Tyrone had no TV that Dionte could see, but most of the furniture in the room was buried under stacks of newspapers and piles of laundry. His computer was partially hidden behind a stack of library books and a coffee cup, half full, sat atop them. A plate with a slice of toast sat beside the keyboard as if Ty had left in the middle of his breakfast.

Feeling claustrophobic, Dionte found the path to the kitchen, unsure now what sort of mess awaited him in there. To his surprise, the kitchen was immaculate.

The incongruity of the pristine kitchen contrasting with the clutter of Tyrone’s living room is all noted mentally. Each thing on our character’s path into and through Ty’s home is an image that registers in Dionte’s consciousness briefly, but is not mentioned again.

Tyrone had said there might be a serious problem, but wanted Dionte’s take on it before he brought it up at a meeting. Wondering what it could be, Dionte sat at the table, looking at the clock on the stove, seeing it was 11:15. He’d gotten the text only a few minutes before. Tyrone had to have been called to somewhere close by, as he’d left his house unlocked. He hadn’t passed Dionte in the front, so he must have left through the back.

The sound of someone coming up the back steps caught his attention, and his eyes were drawn to the screen door.

It’s a murder mystery, so who was approaching? What happened next? And why is the toast by the computer important?

Scenes require a certain amount of description. Let’s say we’re writing a short story about a grandfather fixing dinner for his grandson. He’s had to go out shopping, and now he carries his groceries home in a snowstorm, fearing he will slip and fall. This scene could be set several ways, and here are two, one less wordy than the other.

Snow fell softly. Holding a bag of groceries, he gazed at the stairs leading from the walk to the front door, fearing a layer of ice lurked beneath the pristine whiteness.

OR

He gazed at the icy stairs leading from the un-shoveled walk to the front door, his bag of groceries growing heavier.

Either way works, but personally, I would go with the second.

Pawn_of_Prophecy_coverIn 1982 I picked up Pawn of Prophecy by the late David Eddings. This was an amazing, eye-opening book for me, both as a reader and an author.  Eddings had the ability to convey a sense of place in a few well-chosen words. He put those words into  beautiful, poetic prose. The book opens in the kitchen of a farmhouse with Garion’s memories of playing under the table in a kitchen as a small child.

Garion’s earliest memories are of being a toddler: the sound of knives deftly dicing vegetables, his aunt keeping him corralled and happy under the table while she works, the sparkle of the gleaming pots and kettles high on the wall lulling him to nap.

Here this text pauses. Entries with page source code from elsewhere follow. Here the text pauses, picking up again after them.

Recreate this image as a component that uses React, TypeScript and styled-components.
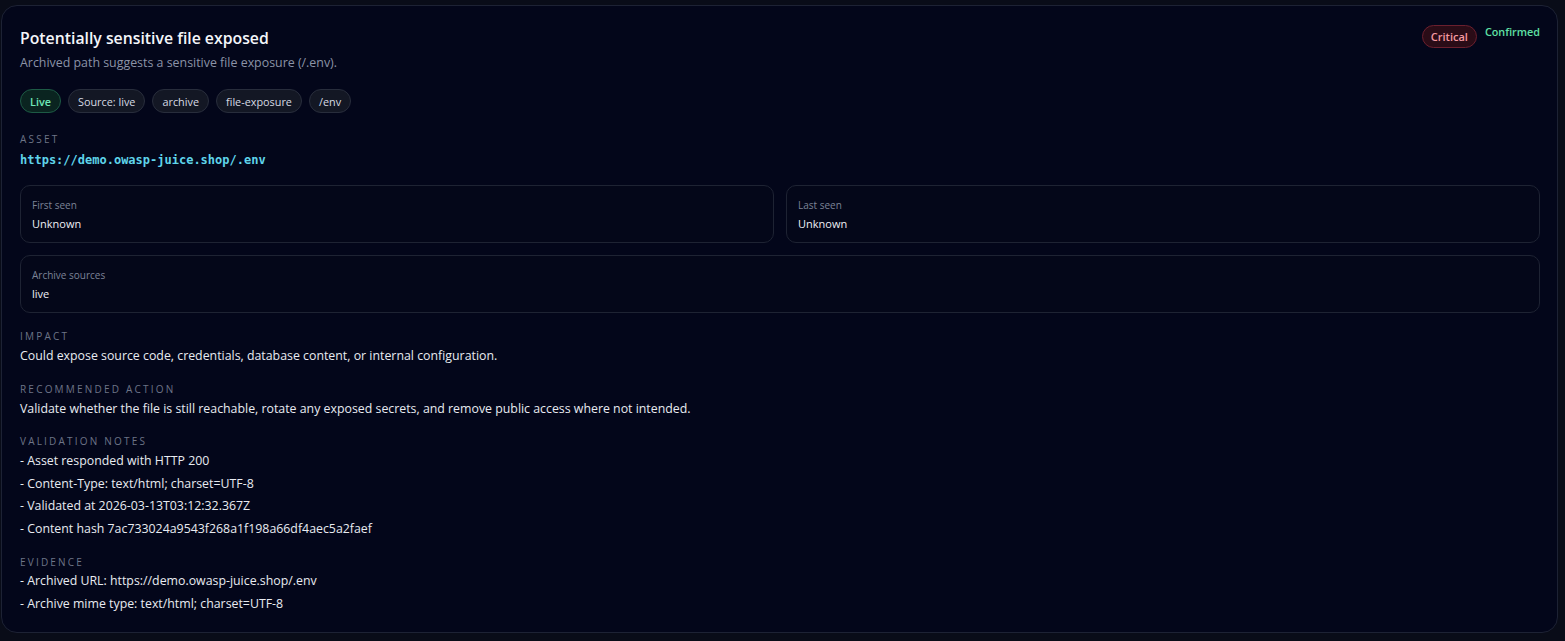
import React from 'react'
import styled, { createGlobalStyle } from 'styled-components'

const GlobalStyle = createGlobalStyle`
  html, body {
    margin: 0;
    padding: 0;
    background: #090c18;
    font-family: 'Segoe UI', 'Open Sans', 'Noto Sans', sans-serif;
    -webkit-font-smoothing: antialiased;
  }
`

const Page = styled.div`
  padding: 5px 7px 9px 1px;
`

const Card = styled.section`
  background: #03061a;
  border: 1px solid #1d2234;
  border-radius: 16px;
  padding: 20px 17px 17px 18px;
  display: flex;
  flex-direction: column;
`

const Header = styled.div`
  display: flex;
  justify-content: space-between;
  align-items: flex-start;
`

const TitleBlock = styled.div`
  display: flex;
  flex-direction: column;
  gap: 3px;
`

const Title = styled.h2`
  margin: 0;
  font-size: 15.8px;
  line-height: 24px;
  font-weight: 600;
  color: #f4f6fa;
`

const Subtitle = styled.p`
  margin: 0;
  font-size: 12.4px;
  line-height: 20px;
  color: #8b93a7;
`

const Status = styled.div`
  display: flex;
  align-items: flex-start;
  gap: 8px;
  margin-top: -1px;
`

const SeverityBadge = styled.span`
  display: inline-flex;
  align-items: center;
  height: 23px;
  box-sizing: border-box;
  padding: 0 8px;
  border-radius: 999px;
  background: #2a0c17;
  border: 1px solid #6b1f2e;
  color: #f59aa2;
  font-size: 11px;
  font-weight: 600;
`

const Confirmed = styled.span`
  font-size: 10.8px;
  line-height: 14px;
  font-weight: 600;
  color: #5fe0a5;
`

const Tags = styled.div`
  display: flex;
  gap: 7px;
  margin-top: 16px;
`

const Tag = styled.span<{ $tone?: 'live' }>`
  display: inline-flex;
  align-items: center;
  box-sizing: border-box;
  height: 24px;
  padding: 0 9px;
  border-radius: 999px;
  font-size: 10.85px;
  font-weight: ${p => (p.$tone === 'live' ? 600 : 400)};
  background: ${p => (p.$tone === 'live' ? '#0a2420' : '#131724')};
  border: 1px solid ${p => (p.$tone === 'live' ? '#1d5a45' : '#282d3c')};
  color: ${p => (p.$tone === 'live' ? '#6ee7b7' : '#d6dae3')};
`

const Section = styled.div<{ $gap?: number }>`
  margin-top: ${p => p.$gap ?? 16}px;
  display: flex;
  flex-direction: column;
`

const Label = styled.div<{ $space?: number }>`
  font-size: 10px;
  line-height: 14px;
  letter-spacing: 0.22em;
  text-transform: uppercase;
  color: #6d7487;
  margin-bottom: ${p => p.$space ?? 3}px;
`

const AssetLink = styled.div`
  font-family: 'DejaVu Sans Mono', 'Liberation Mono', monospace;
  font-size: 12px;
  line-height: 18px;
  font-weight: 700;
  color: #5fd4ea;
`

const Body = styled.div`
  font-size: 12.35px;
  line-height: 20px;
  color: #e8ebf1;
`

const List = styled.ul`
  margin: 0;
  padding: 0;
  list-style: none;
  font-size: 12.35px;
  line-height: 22.5px;
  color: #e8ebf1;
`

const Grid = styled.div`
  display: grid;
  grid-template-columns: 1fr 1fr;
  gap: 12px;
  margin-top: 16px;
`

const InfoBox = styled.div<{ $wide?: boolean }>`
  grid-column: ${p => (p.$wide ? '1 / -1' : 'auto')};
  border: 1px solid #1e2333;
  border-radius: 10px;
  background: #040719;
  padding: 12px 11px 10px;
  display: flex;
  flex-direction: column;
  gap: 4px;
`

const InfoLabel = styled.div`
  font-size: 10px;
  line-height: 14px;
  color: #7c8397;
`

const InfoValue = styled.div`
  font-size: 11px;
  line-height: 16px;
  color: #eef0f5;
`

const tags = ['Source: live', 'archive', 'file-exposure', '/env']

const notes = [
  'Asset responded with HTTP 200',
  'Content-Type: text/html; charset=UTF-8',
  'Validated at 2026-03-13T03:12:32.367Z',
  'Content hash 7ac733024a9543f268a1f198a66df4aec5a2faef',
]

const evidence = [
  'Archived URL: https://demo.owasp-juice.shop/.env',
  'Archive mime type: text/html; charset=UTF-8',
]

export default function App() {
  return (
    <>
      <GlobalStyle />
      <Page>
        <Card>
          <Header>
            <TitleBlock>
              <Title>Potentially sensitive file exposed</Title>
              <Subtitle>Archived path suggests a sensitive file exposure (/.env).</Subtitle>
            </TitleBlock>
            <Status>
              <SeverityBadge>Critical</SeverityBadge>
              <Confirmed>Confirmed</Confirmed>
            </Status>
          </Header>

          <Tags>
            <Tag $tone="live">Live</Tag>
            {tags.map(t => (
              <Tag key={t}>{t}</Tag>
            ))}
          </Tags>

          <Section $gap={19}>
            <Label $space={5}>Asset</Label>
            <AssetLink>https://demo.owasp-juice.shop/.env</AssetLink>
          </Section>

          <Grid>
            <InfoBox>
              <InfoLabel>First seen</InfoLabel>
              <InfoValue>Unknown</InfoValue>
            </InfoBox>
            <InfoBox>
              <InfoLabel>Last seen</InfoLabel>
              <InfoValue>Unknown</InfoValue>
            </InfoBox>
            <InfoBox $wide>
              <InfoLabel>Archive sources</InfoLabel>
              <InfoValue>live</InfoValue>
            </InfoBox>
          </Grid>

          <Section $gap={16}>
            <Label>Impact</Label>
            <Body>Could expose source code, credentials, database content, or internal configuration.</Body>
          </Section>

          <Section>
            <Label>Recommended action</Label>
            <Body>
              Validate whether the file is still reachable, rotate any exposed secrets, and remove public access where not
              intended.
            </Body>
          </Section>

          <Section $gap={15}>
            <Label $space={2}>Validation notes</Label>
            <List>
              {notes.map(n => (
                <li key={n}>- {n}</li>
              ))}
            </List>
          </Section>

          <Section $gap={15}>
            <Label $space={1}>Evidence</Label>
            <List>
              {evidence.map(e => (
                <li key={e}>- {e}</li>
              ))}
            </List>
          </Section>
        </Card>
      </Page>
    </>
  )
}
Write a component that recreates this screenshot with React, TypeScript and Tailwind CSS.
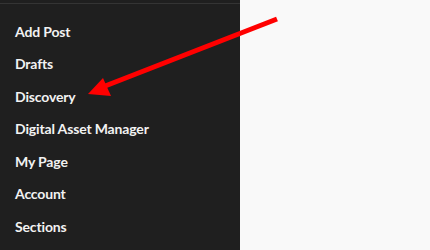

“And sometimes in the late afternoon when he grew tired, he would lie in a corner and stare into one of the flickering fires that gleamed and reflected back from the hundred polished pots and knives and long-handled spoons that hung from pegs along the whitewashed walls and, all bemused, he would drift off to sleep in perfect peace and harmony with all the world around him.”

Later, when Garion has been completely uprooted, this passage becomes important, as it describes the place he thinks of as home. In that paragraph, we see the important things in the room, and we have a visual image of it. The child’s sense of contentment and safety that the kitchen represented is conveyed by the impressions of the kitchen instead of the image of it. The detail supports the story rather than impeding it.

The scenery in the narrative must be organic. It has to be purposeful and not just there to fill the space. I like books where the scenery is shown in brief impressions. We see it only when it needs to be there. Sometimes we see it through the protagonist’s eyes, and other times we see the protagonist set in the scene as described by a narrator, but everything we see must be a part of the characters’ experience.